DATASET EXCERPT:
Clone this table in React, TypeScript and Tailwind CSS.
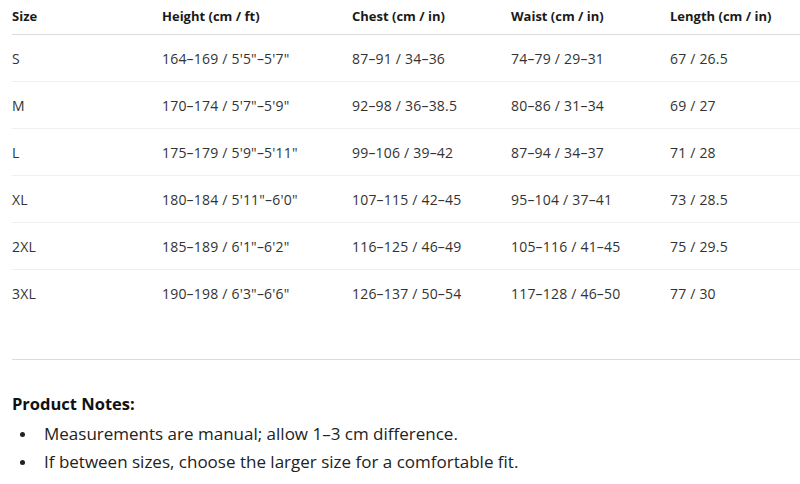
import React from 'react';

const rows = [
  ['S', `164–169 / 5'5"–5'7"`, '87–91 / 34–36', '74–79 / 29–31', '67 / 26.5'],
  ['M', `170–174 / 5'7"–5'9"`, '92–98 / 36–38.5', '80–86 / 31–34', '69 / 27'],
  ['L', `175–179 / 5'9"–5'11"`, '99–106 / 39–42', '87–94 / 34–37', '71 / 28'],
  ['XL', `180–184 / 5'11"–6'0"`, '107–115 / 42–45', '95–104 / 37–41', '73 / 28.5'],
  ['2XL', `185–189 / 6'1"–6'2"`, '116–125 / 46–49', '105–116 / 41–45', '75 / 29.5'],
  ['3XL', `190–198 / 6'3"–6'6"`, '126–137 / 50–54', '117–128 / 46–50', '77 / 30'],
];

const headers = ['Size', 'Height (cm / ft)', 'Chest (cm / in)', 'Waist (cm / in)', 'Length (cm / in)'];
const colW = ['w-[150px]', 'w-[190px]', 'w-[159px]', 'w-[159px]', 'w-[160px]'];

const notes = [
  'Measurements are manual; allow 1–3 cm difference.',
  'If between sizes, choose the larger size for a comfortable fit.',
];

export default function App() {
  return (
    <div className="w-[800px] h-[484px] overflow-hidden bg-white pl-3 text-[#333]" style={{ fontFamily: '"Open Sans", "Noto Sans", sans-serif' }}>
      <div className="w-[850px]">
        <div className="flex h-[35px] items-center border-b border-[#dcdcdc] text-[13px] font-bold text-[#1a1a1a]">
          {headers.map((h, i) => (
            <div key={h} className={`${colW[i]} shrink-0`}>{h}</div>
          ))}
        </div>
        {rows.map((r, ri) => (
          <div
            key={r[0]}
            className={`flex h-[47px] items-center text-[14px] tracking-[0.2px] ${ri < rows.length - 1 ? 'border-b border-[#efefef]' : ''}`}
          >
            {r.map((c, i) => (
              <div key={i} className={`${colW[i]} shrink-0`}>{c}</div>
            ))}
          </div>
        ))}
      </div>
      <div className="mt-[42px] border-t border-[#dcdcdc]" />
      <div className="pt-[33px]">
        <h3 className="text-[16.5px] font-bold leading-[22px] text-[#111]">Product Notes:</h3>
        <ul className="mt-[5px] text-[17px] leading-[28px] text-[#222]">
          {notes.map((n) => (
            <li key={n} className="flex items-center">
              <span className="ml-[8px] mr-[19px] h-[5px] w-[5px] rounded-full bg-[#222]" />
              <span>{n}</span>
            </li>
          ))}
        </ul>
      </div>
    </div>
  );
}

PROBLEM: Reproduce only the lines from the beginning of the data through the line that contains "import React from 'react';", both included, and please drop the pictures.

REPLY:
Clone this table in React, TypeScript and Tailwind CSS.
import React from 'react';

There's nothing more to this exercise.